Well, THAT didn't work.
I got home at 10:20 pm, expecting to find an orderly kitchen, a quiet house, and sleeping girls. Ha. What I found was one daughter leaping about like a deranged gazelle and the other one draped over the couch, sound asleep, while Warren watched old episodes of Star Trek with them (he felt it was important for the girls to see ST for their moral and intellectual development, or some such). Not a thing had been put away after dinner, and the usual blizzard of detritus covered every flat surface. So in response, I refused to help him out. He made a couple of halfhearted efforts at shooing India to bed, then went to our room and crashed while I put Celeste in her room. Gee, it's no wonder he thinks I'm nuts, complaining about summer ennui with the kids - if *I* were willing to let everything go to hell in a handbasket with the TV on in the background, MY summer would be cake and ice cream too! [P.S. Don't worry, Loyal Readers - he caught enough sideways snark the next day from yours truly to show him the error of his ways. It's a slow process, bringing up husbands.]

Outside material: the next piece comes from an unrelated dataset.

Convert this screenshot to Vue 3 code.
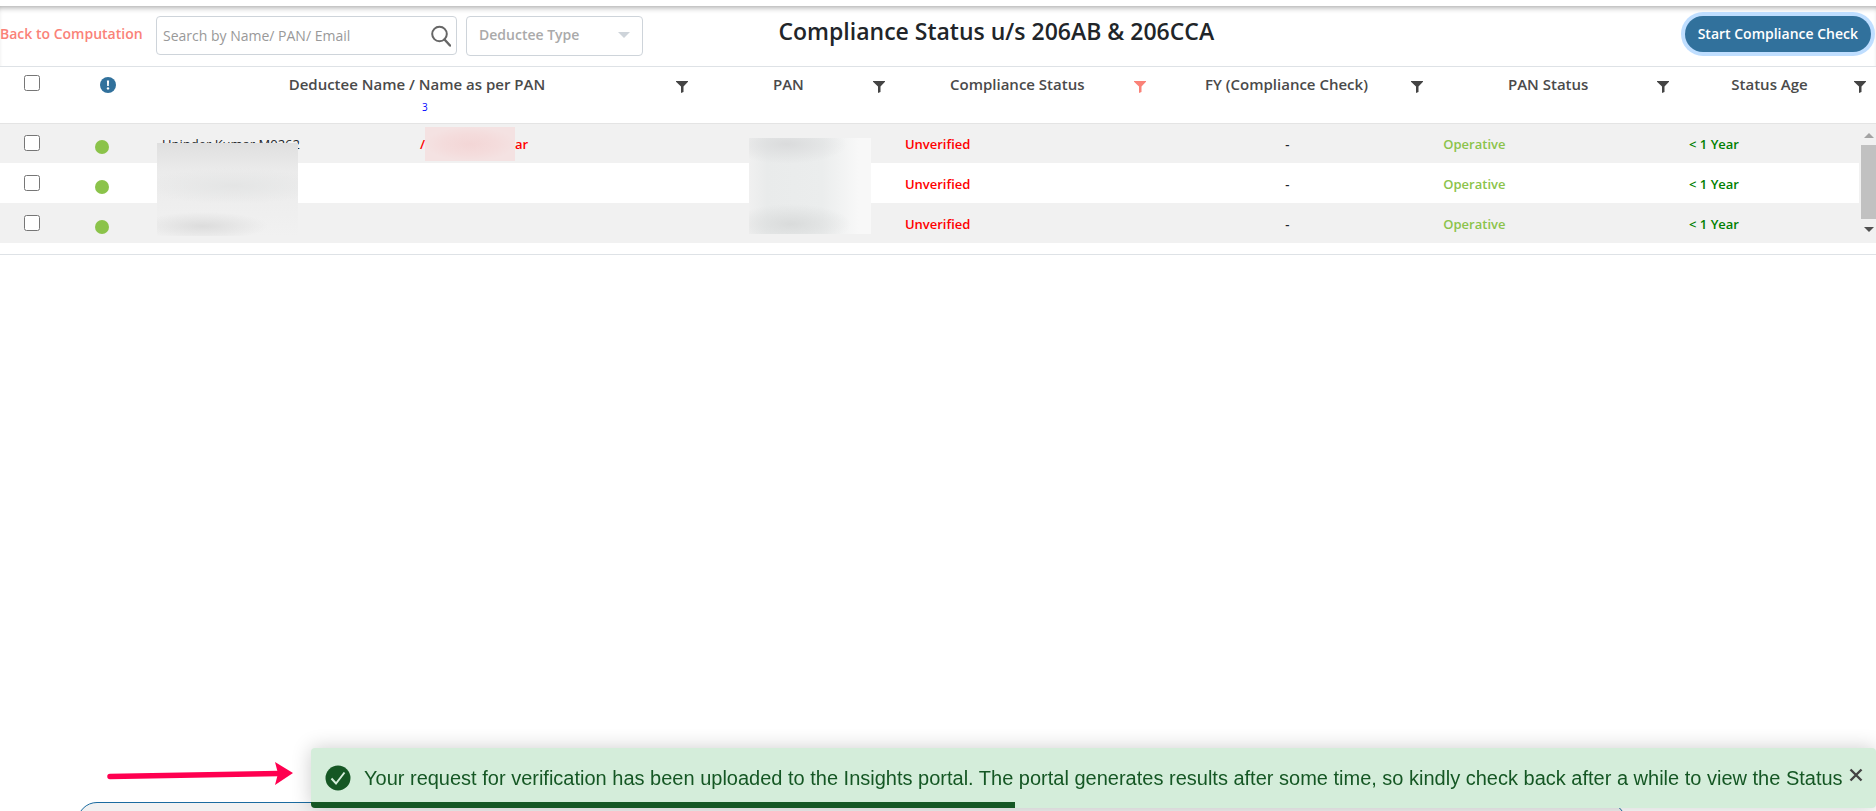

Fortunately, I think (hope) that was (touch wood) the nadir of the summer doldrums for us. Just as the mariner wakes one day to find the sails filling with fresh breezes, we woke to find the page of the calendar has turned to one more filled with plans and structure. Just the fact that I have a few hours to dispose of as I like this morning (oh, day camp, how I adore thee) tells you that the tide has turned. We haven't hit the edge of summer, but we can see it from here, and that has a way of concentrating one's focus admirably (Do you see what I did there?!? DO YA??? EXTENDED METAPHOR, BAYBEE! Bachelor's degree in English literature FOR THE WIN.). After we pass our few remaining weeks of camps and excursions and (ugh) getting ready for school, I'm sure I'll be able to tell people "we had a great summer!" and honestly mean it.